Drawing the student body

It is 8 p.m. on a Thursday night in a deserted wing of Andrews Hall. Unfinished pieces of furniture and bowls of wax fruit clutter tabletops inside dim classrooms. Inside one of these, the silence is broken by the scratching of charcoal pencils. Several artists peruse canvases in semicircles around their subject, which is not flowers or fruit but a person stretched out upon a couch.

Although the typical image that comes to mind at the word “model” is that of a fiercely thin Parisian woman, within the College of William and Mary art department, anyone who is willing to sit still for a while can be a model.

“It’s really just another job on campus,” Bailey Stewart ’12, an applied mathematics major who has been an art model for two years, said. “It’s at night, so it’s easier if you have classes during the day.”
Classes such as Life Drawing, as well as art sessions held at the College, use human models as their subjects. These models are often nude, although clothed models are used as well.

As one might guess, art models must be willing to stand, sit or lie still. Otherwise, said Catherine Cole ’11, who heads publicity for art modeling, there are no qualifications to being an art model.
“You can have any body shape or size,” she said. “Some bodies are better for anatomical study — if they’re more muscular or more skeletal — but there are advantages and disadvantages for each.”
Most Americans are not used to the idea of being naked in front of a group of others. Stewart said that modeling was scary the first time she did it, but that since then she has never felt uncomfortable.

“It’s scary for a lot of people,” she said. “But [the people drawing models] are all artists, so they are very professional and distanced.”

Cole said nude models are used because it is important to focus on human anatomy and to understand the body’s forms when drawing people. The amount of extensive detail that is involved in drawing — or painting or sculpting — a human body elevates an artist’s skill level, according to Cole.

“When you learn to draw a figure well,” she said, “You start to be able to draw other things well, too.”
In addition to modeling for college courses, several students model for open life sessions, which are held at the College but are open to the public. Sessions take place every Thursday from 8 to 10 p.m. and cost $3 per hour.

“Sometimes local artists will come in for open life sessions to practice,” Cole said. “Sometimes professors come. Anyone who happens to be interested can come.”

Modeling reels in $12 per hour, compared to a Virginia minimum wage of $7.50 per hour. Each model poses for two to three hours at a time, taking breaks every 20 to 40 minutes.

A few difficulties are associated with this job, according to the models. One is physical: When a person stays still for an extended period of time, his or her limbs fall asleep. There is also a mental aspect: What does one think about for three hours?

“I just think about my homework or go over my day,” Stewart said.

“Sometimes [models] don’t know what to do with their eyes, so I give them a focal point to look at,” Cole said. “Some models tell me they meditate [while modeling].”

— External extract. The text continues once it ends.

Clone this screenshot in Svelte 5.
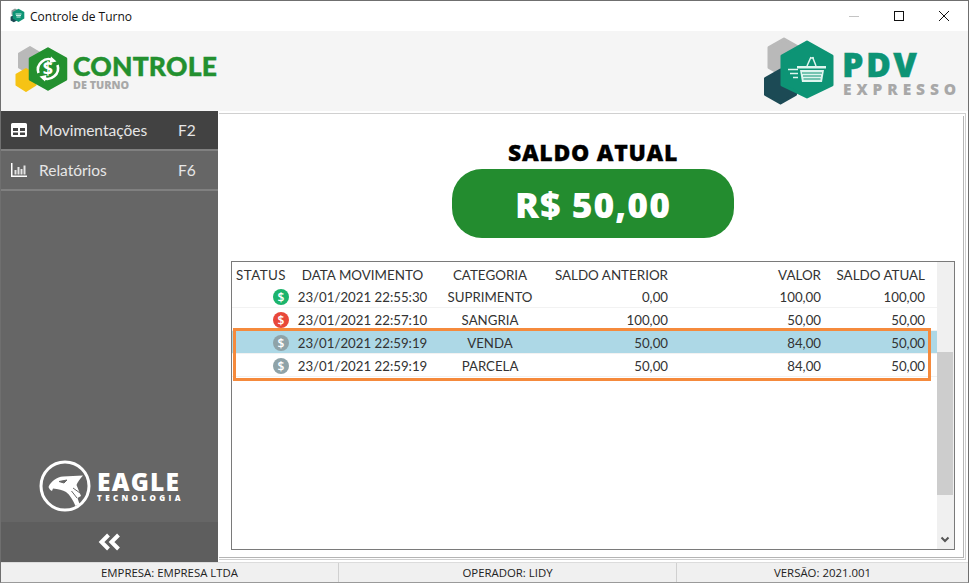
<script>
  const rows = [
    { c: '#1cb46c', d: '23/01/2021 22:55:30', cat: 'SUPRIMENTO', a: '0,00', v: '100,00', s: '100,00' },
    { c: '#e8483a', d: '23/01/2021 22:57:10', cat: 'SANGRIA', a: '100,00', v: '50,00', s: '50,00' },
    { c: '#8fa3a8', d: '23/01/2021 22:59:19', cat: 'VENDA', a: '50,00', v: '84,00', s: '50,00', sel: true },
    { c: '#8fa3a8', d: '23/01/2021 22:59:19', cat: 'PARCELA', a: '50,00', v: '84,00', s: '50,00' }
  ];
</script>

<div class="window">
  <div class="titlebar">
    <svg class="appicon" width="16" height="16" viewBox="0 0 16 16">
      <path d="M5 0.500l3.500 2v4l-3.500 2-3.500-2v-4z" fill="#8f9a9a"/>
      <path d="M3.800 7l3.200 1.800v3.700l-3.200 1.800-3.200-1.800V8.800z" fill="#1c4a55"/>
      <path d="M8.500 0.800l5.800 3.300v6.500l-5.800 3.300-5.800-3.300V4.100z" fill="#0d9475"/>
      <path d="M5.500 6h6M6 7.500h5M6.500 9h4" stroke="#cfeee6" stroke-width="1"/>
    </svg>
    <span class="title">Controle de Turno</span>
    <div class="winbtns">
      <svg width="12" height="12" viewBox="0 0 12 12"><path d="M1 6.500h10" stroke="#c4c4c4" fill="none"/></svg>
      <svg width="12" height="12" viewBox="0 0 12 12"><rect x="1.500" y="1.500" width="9" height="9" stroke="#111" fill="none"/></svg>
      <svg width="12" height="12" viewBox="0 0 12 12"><path d="M1 1l10 10M11 1L1 11" stroke="#111" fill="none"/></svg>
    </div>
  </div>

  <header class="header">
    <div class="logo-left">
      <svg width="58" height="50" viewBox="0 0 58 50">
        <path d="M16 1l11 6.500v14L16 28 5 21.500v-14z" fill="#b9b9b9" stroke="#b9b9b9" stroke-width="2" stroke-linejoin="round"/>
        <path d="M12 23l9.500 5.500v10.500L12 45 2.500 39V28.500z" fill="#f6c315" stroke="#f6c315" stroke-width="2" stroke-linejoin="round"/>
        <path d="M34 2.500l18 10.200v20.600L34 43.500 16 33.300V12.700z" fill="#23902f" stroke="#23902f" stroke-width="2.500" stroke-linejoin="round"/>
        <path d="M24.500 27a10.500 10.500 0 0 1 15-12.500M43.500 19a10.500 10.500 0 0 1-15 12.500" fill="none" stroke="#fff" stroke-width="2.600"/>
        <path d="M37 10.500l5.500 5-7 1.500zM31 35.500l-5.500-5 7-1.500z" fill="#fff"/>
        <text x="34" y="29" text-anchor="middle" class="dollar">$</text>
      </svg>
      <div class="lt">
        <div class="controle">CONTROLE</div>
        <div class="deturno">DE TURNO</div>
      </div>
    </div>
    <div class="logo-right">
      <svg width="72" height="68" viewBox="0 0 72 68">
        <path d="M22 2l15 8.500v20L22 39 7 30.500v-20z" fill="#b9b9b9" stroke="#b9b9b9" stroke-width="3" stroke-linejoin="round"/>
        <path d="M18.500 33l15 8.500v16L18.500 66l-15-8.500v-16z" fill="#1c4a55" stroke="#1c4a55" stroke-width="3" stroke-linejoin="round"/>
        <path d="M45 5l25 14v29L45 60 20 48V19z" fill="#0d9475" stroke="#0d9475" stroke-width="3" stroke-linejoin="round"/>
        <path d="M35 29h29v2.500H35z" fill="#dff5ef"/>
        <path d="M38 33h24l-2 12H40z" fill="#dff5ef"/>
        <path d="M40 36h20M41 39h18M41.500 42h17" stroke="#0d9475" stroke-width="1.200"/>
        <path d="M45 29l4-9M54 29l-3.500-9M48 21h4" fill="none" stroke="#dff5ef" stroke-width="1.500"/>
        <path d="M26 32.500h10M28 36.500h8M31 40.500h5" stroke="#dff5ef" stroke-width="1.300"/>
      </svg>
      <div class="rt">
        <div class="pdv">PDV</div>
        <div class="expresso">EXPRESSO</div>
      </div>
    </div>
  </header>

  <div class="middle">
    <aside class="sidebar">
      <div class="menuitem active">
        <svg width="16" height="14" viewBox="0 0 16 14"><path fill-rule="evenodd" d="M1.500 0h13A1.500 1.500 0 0 1 16 1.500v11a1.500 1.500 0 0 1-1.500 1.500h-13A1.500 1.500 0 0 1 0 12.500v-11A1.500 1.500 0 0 1 1.500 0zM2 5v3h5V5zm7 0v3h5V5zM2 9.500v2.500h5V9.500zm7 0v2.500h5V9.500z" fill="#fff"/></svg>
        <span class="label">Movimentações</span><span class="key">F2</span>
      </div>
      <div class="menuitem">
        <svg width="16" height="14" viewBox="0 0 16 14"><path d="M0 0h1.500v12.500H16V14H0z" fill="#fff"/><path d="M3.500 7h2v4.500h-2zM6.500 4h2v7.500h-2zM9.500 6h2v5.500h-2zM12.500 2.500h2v9h-2z" fill="#e4e4e4"/></svg>
        <span class="label">Relatórios</span><span class="key">F6</span>
      </div>
      <div class="spacer"></div>
      <div class="eagle">
        <svg width="52" height="52" viewBox="0 0 52 52">
          <circle cx="26" cy="26" r="24" fill="none" stroke="#fff" stroke-width="3"/>
          <path d="M9.500 27C12 21 18 17 24 16.500L44 15.500C41 19 38.500 22 37.500 25L42 36L38.500 38L40.500 44L36.500 46C34 40 31 35 27 32C24 30 19 29 14 28.500L13 31C11 30 10 28.500 9.500 27z" fill="#fff"/>
          <path d="M20 21.500L28 20L25 23zM34 28L41 33M32.500 31L38 38" fill="#666" stroke="#666" stroke-width="1"/>
        </svg>
        <div class="et">
          <div class="eagle-name">EAGLE</div>
          <div class="eagle-sub">TECNOLOGIA</div>
        </div>
      </div>
      <div class="collapse">
        <svg width="24" height="18" viewBox="0 0 24 18"><path d="M10.500 2L3.500 9l7 7M20.500 2l-7 7 7 7" fill="none" stroke="#fff" stroke-width="4"/></svg>
      </div>
    </aside>

    <div class="frame">
      <main class="content">
        <div class="saldo-title">SALDO ATUAL</div>
        <div class="saldo-value">R$ 50,00</div>
        <section class="grid">
          <div class="tablewrap">
            <div class="row head">
              <div class="c status">STATUS</div>
              <div class="c data">DATA MOVIMENTO</div>
              <div class="c cat">CATEGORIA</div>
              <div class="c ant">SALDO ANTERIOR</div>
              <div class="c val">VALOR</div>
              <div class="c atual">SALDO ATUAL</div>
            </div>
            {#each rows as r}
              <div class="row body" class:sel={r.sel}>
                <div class="c status ic">
                  <span class="dot" style="background:{r.c}">$</span>
                </div>
                <div class="c data">{r.d}</div>
                <div class="c cat">{r.cat}</div>
                <div class="c ant">{r.a}</div>
                <div class="c val">{r.v}</div>
                <div class="c atual">{r.s}</div>
              </div>
            {/each}
            <div class="highlight"></div>
          </div>
          <div class="scroll">
            <div class="thumb"></div>
            <svg class="arrow" width="10" height="8" viewBox="0 0 10 8"><path d="M1.500 1.500L5 5l3.500-3.500" fill="none" stroke="#555" stroke-width="2"/></svg>
          </div>
        </section>
      </main>
    </div>
  </div>

  <footer class="status-bar">
    <div class="s s1">EMPRESA: EMPRESA LTDA</div>
    <div class="s s2">OPERADOR: LIDY</div>
    <div class="s s3">VERSÃO: 2021.001</div>
  </footer>
</div>

<style>
  :global(body) { margin: 0; background: #fff; }
  .window {
    width: 969px; height: 583px; box-sizing: border-box;
    border: 1px solid #6f6f6f; border-bottom-color: #9a9a9a;
    display: flex; flex-direction: column; overflow: hidden;
    font-family: Lato, "Liberation Sans", sans-serif; color: #222; background: #fff;
  }
  .titlebar {
    height: 30px; flex: none; display: flex; align-items: center; padding-left: 9px; background: #fff;
  }
  .title { font: 12px "Open Sans", "Liberation Sans", sans-serif; margin-left: 4px; color: #111; }
  .winbtns { margin-left: auto; display: flex; align-items: center; gap: 33px; padding-right: 18px; }
  .header {
    height: 80px; flex: none; background: #f5f5f5; display: flex; align-items: center; justify-content: space-between;
  }
  .logo-left { display: flex; align-items: center; margin-left: 13px; }
  .dollar { font: 700 18px "Open Sans", sans-serif; fill: #fff; }
  .lt { margin-left: 1px; margin-top: 1px; }
  .controle { font: 900 26.500px/26px Lato, sans-serif; color: #23902f; letter-spacing: 0.2px; -webkit-text-stroke: 0.4px #23902f; }
  .deturno { font: 800 10.800px/12px "Open Sans", sans-serif; color: #a8a8a8; }
  .logo-right { display: flex; align-items: center; margin-right: 7px; }
  .rt { margin-left: 8px; margin-top: 5px; }
  .pdv { font: 800 34px/30px "Open Sans", sans-serif; color: #0d9475; letter-spacing: 2.400px; -webkit-text-stroke: 0.4px #0d9475; }
  .expresso { font: 800 15.500px/18px "Open Sans", sans-serif; color: #a8a8a8; letter-spacing: 4.900px; margin-top: 1px; padding-left: 1px; }
  .middle { flex: 1; display: flex; min-height: 0; }
  .sidebar {
    width: 217px; flex: none; background: #666; display: flex; flex-direction: column;
  }
  .menuitem {
    height: 38px; flex: none; display: flex; align-items: center; padding-left: 10px; color: #e6e6e6;
    border-bottom: 2px solid #808080; font: 15.500px Lato, sans-serif; background: #666;
  }
  .menuitem.active { background: #424242; }
  .label { margin-left: 12px; width: 139px; }
  .spacer { flex: 1; }
  .eagle { display: flex; align-items: center; margin: 0 0 10px 38px; }
  .et { margin-left: 6px; color: #fff; }
  .eagle-name { font: 800 24.500px/23px "Open Sans", sans-serif; letter-spacing: 1.200px; }
  .eagle-sub { font: 800 8px/10px "Open Sans", sans-serif; letter-spacing: 3.400px; }
  .collapse { height: 40px; flex: none; background: #5e5e5e; display: flex; align-items: center; justify-content: center; }
  .frame {
    flex: 1; min-width: 0; margin: 2px 2px 2px 1px; border: 1px solid #d0d0d0; border-left: 0;
    padding: 2px 1px 1px 0; display: flex;
  }
  .content {
    flex: 1; border-right: 1px solid #b4b4b4; border-bottom: 1px solid #b4b4b4;
    background: #fff; display: flex; flex-direction: column; align-items: center; padding: 0 8px 7px 12px; min-width: 0;
  }
  .saldo-title { font: 800 23px/28px "Open Sans", sans-serif; color: #000; margin-top: 22px; letter-spacing: 0.700px; -webkit-text-stroke: 0.3px #000; }
  .saldo-value {
    width: 282px; height: 69px; border-radius: 30px; background: #238c2f; color: #fff; margin-top: 3px;
    display: flex; align-items: center; justify-content: center; font: 800 35.500px "Open Sans", sans-serif; letter-spacing: 1px;
  }
  .grid {
    align-self: stretch; flex: 1; margin-top: 23px; border: 1px solid #7a7a7a; display: flex; min-height: 0; background: #fff;
  }
  .tablewrap { flex: 1; position: relative; min-width: 0; }
  .row { display: flex; align-items: center; height: 23px; box-sizing: border-box; padding-top: 2px; font: 13.250px Lato, sans-serif; color: #333; }
  .row.head { font-size: 13.400px; }
  .row.head .status { letter-spacing: 0.450px; }
  .row.body { border-bottom: 1px solid #f2f2f2; }
  .row.sel { background: #add8e6; }
  .c { flex: none; box-sizing: border-box; white-space: nowrap; }
  .status { width: 58px; padding-left: 4px; }
  .ic { display: flex; justify-content: flex-end; padding-right: 1px; }
  .dot {
    width: 16px; height: 16px; border-radius: 50%; color: #fff; display: flex; align-items: center; justify-content: center;
    font: 600 12px "Open Sans", sans-serif;
  }
  .data { width: 145px; text-align: center; }
  .cat { width: 110px; text-align: center; }
  .ant { width: 123px; text-align: right; }
  .val { width: 153px; text-align: right; }
  .atual { width: 104px; text-align: right; }
  .highlight {
    position: absolute; left: 1px; top: 66px; width: 698px; height: 53px; box-sizing: border-box; border: 3px solid #f58a3c; pointer-events: none;
  }
  .scroll {
    width: 17px; flex: none; background: #f0f0f0; position: relative;
  }
  .thumb { position: absolute; left: 0; width: 16px; top: 90px; height: 143px; background: #cdcdcd; }
  .arrow { position: absolute; left: 3px; bottom: 5px; }
  .status-bar {
    height: 19px; flex: none; background: #f0f0f0; border-top: 1px solid #dcdcdc; display: flex; font: 11.400px "Open Sans", sans-serif; color: #222; align-items: center;
  }
  .s { text-align: center; box-sizing: border-box; border-right: 1px solid #d0d0d0; height: 100%; display: flex; align-items: center; justify-content: center; }
  .s1 { width: 338px; }
  .s2 { width: 338px; }
  .s3 { flex: 1; border: 0; }
</style>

Cole said that not all nude models are necessarily confident when they begin.

“Some do it to build confidence. If they’re not confident in themselves, they’re comfortable with the idea,” she said. “There’s a range of opinions. Everyone has a different self-image.”

Other models appreciate the process.

“It changes how others view you,” Stewart said. “It builds self-confidence. You gain comfort in your own body.”

The art modeling program allows artists to create using another person, rather than pottery or plastic plant life, as a subject. Whatever models’ motivation for the job, it remains one of the most unique (and well-paid) employment opportunities on campus.